Nano-electronics and photonics:  involves studying circuits and optics at smaller scales in order to improve modern electronics, as well as develop newer products such as organic LEDs, or printable and flexible electronics. 

 

Nanobiotechnology:  tends to focus more on the biological and medical aspects of nanotechnology, with a lot of focus on developing more effective drug delivery systems.

 

UW Nanotechnology Engineering Students Projects

 

One project, called “Detection of Mercury in Water Using DNA-Functionalized Hydrogels” in the nano-functionalized materials section used functionalized hydrogels (as their project title states) to detect mercury in water.
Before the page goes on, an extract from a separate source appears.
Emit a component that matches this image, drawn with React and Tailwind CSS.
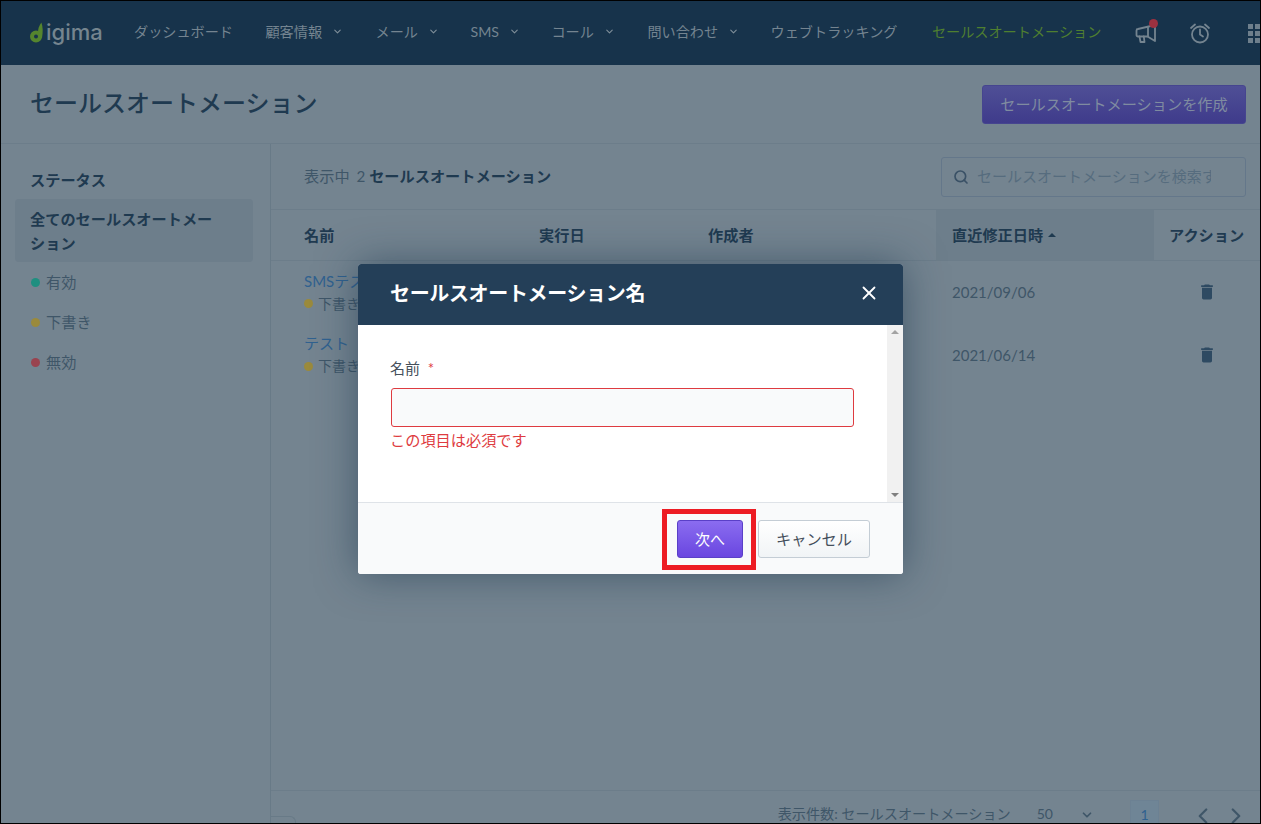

This project used nano-engineered materials that would react over a period of time with mercury in water, creating a material that would fluoresce under certain light, allowing the concentration of mercury to be easily judged by making it visible. The project is a very cost-effective method of detecting mercury, and the students responsible for the project hope to be able to use the same method to detect other heavy metals, as well as lower costs further and make it possible to improve water safety in developing countries.

 

Another group combined chemistry, electrical engineering and fabrication to create their project “Electronic Noise: Spoiled Meat Detection”. Their project goal is to produce a device to detect if food has gone bad before it is shipped to supermarkets, a process which is currently reliant on human judgement based on smell and appearance. A successfully realized device like this could potentially save lives in the event of contamination by preventing the spoiled food from ever reaching the market. It would also prevent food companies from needing to spend money on product recalls due to spoilage. For example, if meat is spoiled due to age, the spoiled meat detection device would be able to detect this.  If, the technology is developed and is cheap enough and reusable, it could one day be a staple item for meat refrigerators.

 

Another project, called “Project APEX” used nanoelectronics and photonics to detect trinitrotoluene (TNT) in water in concentrations as low as 6ppt (parts per trillion!) concentrations. It also created no false positive tests for TNT from common household materials, resulting in an effective way to detect explosives.

 

Other projects focused more on the field of medicine. One project in nanobiotechnology, called “A Self-Assembly Vaccine Platform for HIV”, designed molecules that would be able to enhance the body’s immune system response to HIV vaccines, which, if effective, could greatly benefit countries in the developing world that are facing widespread HIV and AIDS epidemics by creating immunity to the virus in as many people as possible. 

 

Another nanobiotechnology project called “Targeted Starch Nanoparticles for Cancer Therapy” focused on developing a targeted drug delivery system for cancer treatment that would be able to reduce current risks of chemotherapy by targeting only cancerous cells.

 

Other project ideas for how to change the world included a project called “Directional Adhesion on Snow: Cross-Country Ski Applications”.  Students used their knowledge of polymers to design a surface for the bottom of skis that would significantly reduce the friction of the skis moving forward, but create increased friction when the skis are standing still, which would mean skis no longer need to be waxed. 

 

One very impressive group designed “FORCE” (Fiber Optic Remote Control Exoglove), a modified glove using glass optical fibers to detect the movement of the wearer’s hand and use this to control a video game. Not only was the demonstration by this group pretty awesome, but there is also tons of potential outside of the gaming industry for a glove that can detect the movement of someone’s fingers, such as the remote control of robots in harsh or far away environments that must perform precise tasks, or as communication aids for people with speech impairments.

 

All of the projects were extremely impressive, and there was one quality that all the students seemed to share: they were all enthusiastic, motivated students who want to both understand the world and make it better.